Oggi vengo indagato per non aver impedito le stragi, quindi con una virata di 360 gradi rispetto al precedente teorema.
Peraltro, le vicende di cui mi si accusa sono già state ampiamente analizzate nel corso degli ultimi 25 anni dalle magistrature competenti (compresa quella fiorentina) e nei processi in cui sono stato coinvolto, senza che mi sia stato contestato alcunché, tantomeno i gravissimi reati ora ipotizzati dalla Procura di Firenze.
Sono profondamente disgustato da tali accuse che offendono, prima ancora della mia persona, i magistrati seri con cui ho proficuamente lavorato nel corso della mia carriera nel contrasto al terrorismo e alla mafia, su tutti Giovanni Falcone e Paolo Borsellino.

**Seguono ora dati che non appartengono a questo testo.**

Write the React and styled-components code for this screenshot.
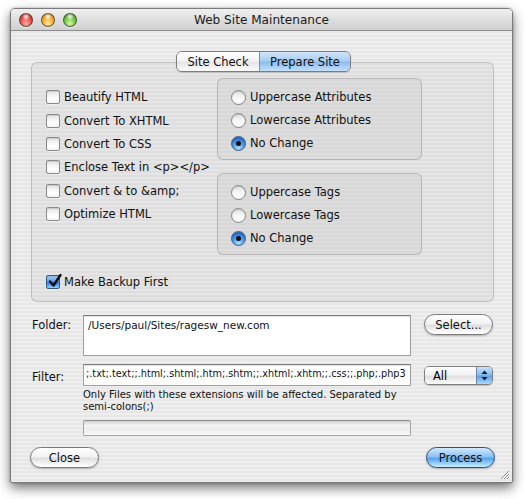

Forse non mi si perdona di non aver fatto la loro tragica fine.
Avendo constatato che il circo mediatico si è già messo in moto, precedendo con qualche giorno d’anticipo tale comunicazione giudiziaria, ed essendo fin troppo banale presagire che l’aggressione mediatica e giudiziaria proseguirà con ancor maggiore virulenza, mi sembra doveroso che sia io, e non altri, a informare le Istituzioni e l’opinione pubblica.
Dopo di che affronterò e supererò anche questa ennesima angheria.
L’atto istruttorio è stato fissato per il prossimo 23 maggio ma verosimilmente verrà rinviato poiché il mio difensore ha comunicato alla Procura di Firenze di non poter essere presente per concomitanti impegni professionali a Palermo.